### TASK DESCRIPTION
Output each entry verbatim and exclude every picture from it.

Records with interface code:
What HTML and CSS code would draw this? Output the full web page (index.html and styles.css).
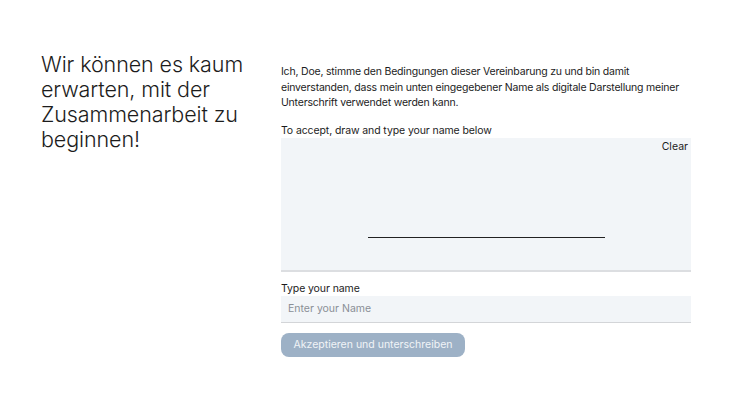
FILE: index.html
```html
<html>

<head>
	<link rel="stylesheet" href="styles.css">
</head>

<body>
	<div class="page">
		<h2 class="intro">Wir können es kaum erwarten, mit der Zusammenarbeit zu beginnen!</h2>
		<form class="signForm" action="" name="signForm">
			<p class="terms">Ich, Doe, stimme den Bedingungen dieser Vereinbarung zu und bin damit einverstanden, dass mein unten eingegebener Name als digitale Darstellung meiner Unterschrift verwendet werden kann.</p>
			<label class="fieldLabel">To accept, draw and type your name below</label>
			<div class="pad">
				<span class="clear">Clear</span>
				<div class="signLine"></div>
			</div>
			<label class="fieldLabel" for="signName">Type your name</label>
			<input type="text" id="signName" class="nameInput" placeholder="Enter your Name" />
			<button type="button" class="submit">Akzeptieren und unterschreiben</button>
		</form>
	</div>
</body>

</html>
```

FILE: styles.css
```css
body {
	margin: 0;
	background: #fff;
	color: #1c1c1c;
	font-family: Inter, "Noto Sans", sans-serif;
}

.page {
	display: flex;
	padding: 52px 59px 0 41px;
	gap: 30px;
}

.intro {
	width: 210px;
	flex: none;
	margin: 0;
	font-size: 21.5px;
	line-height: 25px;
	font-weight: 300;
	letter-spacing: -0.1px;
}

.signForm {
	flex: 1;
	display: flex;
	flex-direction: column;
	margin: 0;
	padding-top: 12px;
}

.terms {
	margin: 0 0 13px;
	font-size: 10.5px;
	line-height: 15.5px;
	letter-spacing: -0.2px;
}

.fieldLabel {
	font-size: 10.5px;
	line-height: 14px;
	letter-spacing: -0.1px;
}

.pad {
	position: relative;
	height: 132px;
	background: #f2f5f8;
	border-bottom: 2px solid #dcdee1;
	display: flex;
	justify-content: center;
	margin-bottom: 10px;
}

.clear {
	position: absolute;
	top: 2px;
	right: 3px;
	font-size: 10.5px;
	line-height: 14px;
}

.signLine {
	width: 237px;
	height: 1.5px;
	margin-top: 99px;
	background: #222;
}

.nameInput {
	height: 27px;
	border: none;
	border-bottom: 1px solid #d3d5d8;
	background: #f2f5f8;
	padding: 0 7px;
	font-family: inherit;
	font-size: 10.5px;
	outline: none;
	margin-bottom: 10px;
}

.nameInput::placeholder {
	color: #8a8f96;
}

.submit {
	align-self: flex-start;
	width: 184px;
	height: 24px;
	border: none;
	border-radius: 8px;
	background: #9db1c6;
	color: #f1f4f7;
	font-family: inherit;
	font-size: 10.5px;
}
```
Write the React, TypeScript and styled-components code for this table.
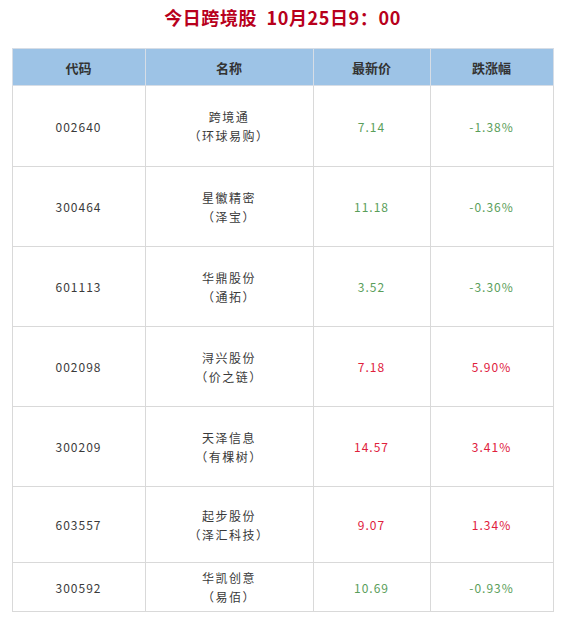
import React from "react";
import styled, { createGlobalStyle } from "styled-components";

const Global = createGlobalStyle`
  html, body { margin: 0; padding: 0; background: #ffffff; }
  body { font-family: "Noto Sans CJK SC", "Noto Sans", sans-serif; color: #333; }
`;

const Page = styled.div`
  width: 565px;
  padding-top: 3px;
  display: flex;
  flex-direction: column;
  align-items: center;
`;

const Title = styled.h1`
  margin: 0;
  height: 28px;
  line-height: 28px;
  font-size: 18px;
  font-weight: 700;
  letter-spacing: 0.6px;
  color: #b8001c;
  white-space: pre;
`;

const Table = styled.table`
  margin-top: 17px;
  width: 541px;
  border-collapse: collapse;
  table-layout: fixed;
`;

const HeadCell = styled.th`
  height: 36px;
  padding: 0;
  background: #9dc3e6;
  border: 1px solid #d6dde6;
  font-size: 13px;
  font-weight: 700;
  color: #333;
  text-align: center;
`;

const Row = styled.tr<{ $h: number }>`
  height: ${(p) => p.$h}px;
`;

const Cell = styled.td<{ $tone?: "up" | "down" | "plain" }>`
  padding: 0;
  border: 1px solid #d9d9d9;
  text-align: center;
  vertical-align: middle;
  font-size: 12px;
  line-height: 19px;
  letter-spacing: 1px;
  color: ${(p) =>
    p.$tone === "up" ? "#e0203c" : p.$tone === "down" ? "#5a9e5a" : "#3a3a3a"};
`;

const NameLine = styled.div`
  letter-spacing: 1.5px;
`;

type Stock = {
  code: string;
  name: string;
  alias: string;
  price: string;
  change: string;
  h: number;
};

const stocks: Stock[] = [
  { code: "002640", name: "跨境通", alias: "（环球易购）", price: "7.14", change: "-1.38%", h: 81 },
  { code: "300464", name: "星徽精密", alias: "（泽宝）", price: "11.18", change: "-0.36%", h: 80 },
  { code: "601113", name: "华鼎股份", alias: "（通拓）", price: "3.52", change: "-3.30%", h: 80 },
  { code: "002098", name: "浔兴股份", alias: "（价之链）", price: "7.18", change: "5.90%", h: 80 },
  { code: "300209", name: "天泽信息", alias: "（有棵树）", price: "14.57", change: "3.41%", h: 80 },
  { code: "603557", name: "起步股份", alias: "（泽汇科技）", price: "9.07", change: "1.34%", h: 76 },
  { code: "300592", name: "华凯创意", alias: "（易佰）", price: "10.69", change: "-0.93%", h: 49 },
];

export default function App() {
  return (
    <Page>
      <Global />
      <Title>{"今日跨境股  10月25日9：00"}</Title>
      <Table>
        <colgroup>
          <col style={{ width: 133 }} />
          <col style={{ width: 168 }} />
          <col style={{ width: 117 }} />
          <col style={{ width: 123 }} />
        </colgroup>
        <thead>
          <tr>
            <HeadCell>代码</HeadCell>
            <HeadCell>名称</HeadCell>
            <HeadCell>最新价</HeadCell>
            <HeadCell>跌涨幅</HeadCell>
          </tr>
        </thead>
        <tbody>
          {stocks.map((s) => {
            const tone = s.change.startsWith("-") ? "down" : "up";
            return (
              <Row key={s.code} $h={s.h}>
                <Cell>{s.code}</Cell>
                <Cell>
                  <NameLine>{s.name}</NameLine>
                  <NameLine>{s.alias}</NameLine>
                </Cell>
                <Cell $tone={tone}>{s.price}</Cell>
                <Cell $tone={tone}>{s.change}</Cell>
              </Row>
            );
          })}
        </tbody>
      </Table>
    </Page>
  );
}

### ANSWER IN FULL
What HTML and CSS code would draw this? Output the full web page (index.html and styles.css).
FILE: index.html
```html
<html>

<head>
	<link rel="stylesheet" href="styles.css">
</head>

<body>
	<div class="page">
		<h2 class="intro">Wir können es kaum erwarten, mit der Zusammenarbeit zu beginnen!</h2>
		<form class="signForm" action="" name="signForm">
			<p class="terms">Ich, Doe, stimme den Bedingungen dieser Vereinbarung zu und bin damit einverstanden, dass mein unten eingegebener Name als digitale Darstellung meiner Unterschrift verwendet werden kann.</p>
			<label class="fieldLabel">To accept, draw and type your name below</label>
			<div class="pad">
				<span class="clear">Clear</span>
				<div class="signLine"></div>
			</div>
			<label class="fieldLabel" for="signName">Type your name</label>
			<input type="text" id="signName" class="nameInput" placeholder="Enter your Name" />
			<button type="button" class="submit">Akzeptieren und unterschreiben</button>
		</form>
	</div>
</body>

</html>
```

FILE: styles.css
```css
body {
	margin: 0;
	background: #fff;
	color: #1c1c1c;
	font-family: Inter, "Noto Sans", sans-serif;
}

.page {
	display: flex;
	padding: 52px 59px 0 41px;
	gap: 30px;
}

.intro {
	width: 210px;
	flex: none;
	margin: 0;
	font-size: 21.5px;
	line-height: 25px;
	font-weight: 300;
	letter-spacing: -0.1px;
}

.signForm {
	flex: 1;
	display: flex;
	flex-direction: column;
	margin: 0;
	padding-top: 12px;
}

.terms {
	margin: 0 0 13px;
	font-size: 10.5px;
	line-height: 15.5px;
	letter-spacing: -0.2px;
}

.fieldLabel {
	font-size: 10.5px;
	line-height: 14px;
	letter-spacing: -0.1px;
}

.pad {
	position: relative;
	height: 132px;
	background: #f2f5f8;
	border-bottom: 2px solid #dcdee1;
	display: flex;
	justify-content: center;
	margin-bottom: 10px;
}

.clear {
	position: absolute;
	top: 2px;
	right: 3px;
	font-size: 10.5px;
	line-height: 14px;
}

.signLine {
	width: 237px;
	height: 1.5px;
	margin-top: 99px;
	background: #222;
}

.nameInput {
	height: 27px;
	border: none;
	border-bottom: 1px solid #d3d5d8;
	background: #f2f5f8;
	padding: 0 7px;
	font-family: inherit;
	font-size: 10.5px;
	outline: none;
	margin-bottom: 10px;
}

.nameInput::placeholder {
	color: #8a8f96;
}

.submit {
	align-self: flex-start;
	width: 184px;
	height: 24px;
	border: none;
	border-radius: 8px;
	background: #9db1c6;
	color: #f1f4f7;
	font-family: inherit;
	font-size: 10.5px;
}
```
Write the React, TypeScript and styled-components code for this table.
import React from "react";
import styled, { createGlobalStyle } from "styled-components";

const Global = createGlobalStyle`
  html, body { margin: 0; padding: 0; background: #ffffff; }
  body { font-family: "Noto Sans CJK SC", "Noto Sans", sans-serif; color: #333; }
`;

const Page = styled.div`
  width: 565px;
  padding-top: 3px;
  display: flex;
  flex-direction: column;
  align-items: center;
`;

const Title = styled.h1`
  margin: 0;
  height: 28px;
  line-height: 28px;
  font-size: 18px;
  font-weight: 700;
  letter-spacing: 0.6px;
  color: #b8001c;
  white-space: pre;
`;

const Table = styled.table`
  margin-top: 17px;
  width: 541px;
  border-collapse: collapse;
  table-layout: fixed;
`;

const HeadCell = styled.th`
  height: 36px;
  padding: 0;
  background: #9dc3e6;
  border: 1px solid #d6dde6;
  font-size: 13px;
  font-weight: 700;
  color: #333;
  text-align: center;
`;

const Row = styled.tr<{ $h: number }>`
  height: ${(p) => p.$h}px;
`;

const Cell = styled.td<{ $tone?: "up" | "down" | "plain" }>`
  padding: 0;
  border: 1px solid #d9d9d9;
  text-align: center;
  vertical-align: middle;
  font-size: 12px;
  line-height: 19px;
  letter-spacing: 1px;
  color: ${(p) =>
    p.$tone === "up" ? "#e0203c" : p.$tone === "down" ? "#5a9e5a" : "#3a3a3a"};
`;

const NameLine = styled.div`
  letter-spacing: 1.5px;
`;

type Stock = {
  code: string;
  name: string;
  alias: string;
  price: string;
  change: string;
  h: number;
};

const stocks: Stock[] = [
  { code: "002640", name: "跨境通", alias: "（环球易购）", price: "7.14", change: "-1.38%", h: 81 },
  { code: "300464", name: "星徽精密", alias: "（泽宝）", price: "11.18", change: "-0.36%", h: 80 },
  { code: "601113", name: "华鼎股份", alias: "（通拓）", price: "3.52", change: "-3.30%", h: 80 },
  { code: "002098", name: "浔兴股份", alias: "（价之链）", price: "7.18", change: "5.90%", h: 80 },
  { code: "300209", name: "天泽信息", alias: "（有棵树）", price: "14.57", change: "3.41%", h: 80 },
  { code: "603557", name: "起步股份", alias: "（泽汇科技）", price: "9.07", change: "1.34%", h: 76 },
  { code: "300592", name: "华凯创意", alias: "（易佰）", price: "10.69", change: "-0.93%", h: 49 },
];

export default function App() {
  return (
    <Page>
      <Global />
      <Title>{"今日跨境股  10月25日9：00"}</Title>
      <Table>
        <colgroup>
          <col style={{ width: 133 }} />
          <col style={{ width: 168 }} />
          <col style={{ width: 117 }} />
          <col style={{ width: 123 }} />
        </colgroup>
        <thead>
          <tr>
            <HeadCell>代码</HeadCell>
            <HeadCell>名称</HeadCell>
            <HeadCell>最新价</HeadCell>
            <HeadCell>跌涨幅</HeadCell>
          </tr>
        </thead>
        <tbody>
          {stocks.map((s) => {
            const tone = s.change.startsWith("-") ? "down" : "up";
            return (
              <Row key={s.code} $h={s.h}>
                <Cell>{s.code}</Cell>
                <Cell>
                  <NameLine>{s.name}</NameLine>
                  <NameLine>{s.alias}</NameLine>
                </Cell>
                <Cell $tone={tone}>{s.price}</Cell>
                <Cell $tone={tone}>{s.change}</Cell>
              </Row>
            );
          })}
        </tbody>
      </Table>
    </Page>
  );
}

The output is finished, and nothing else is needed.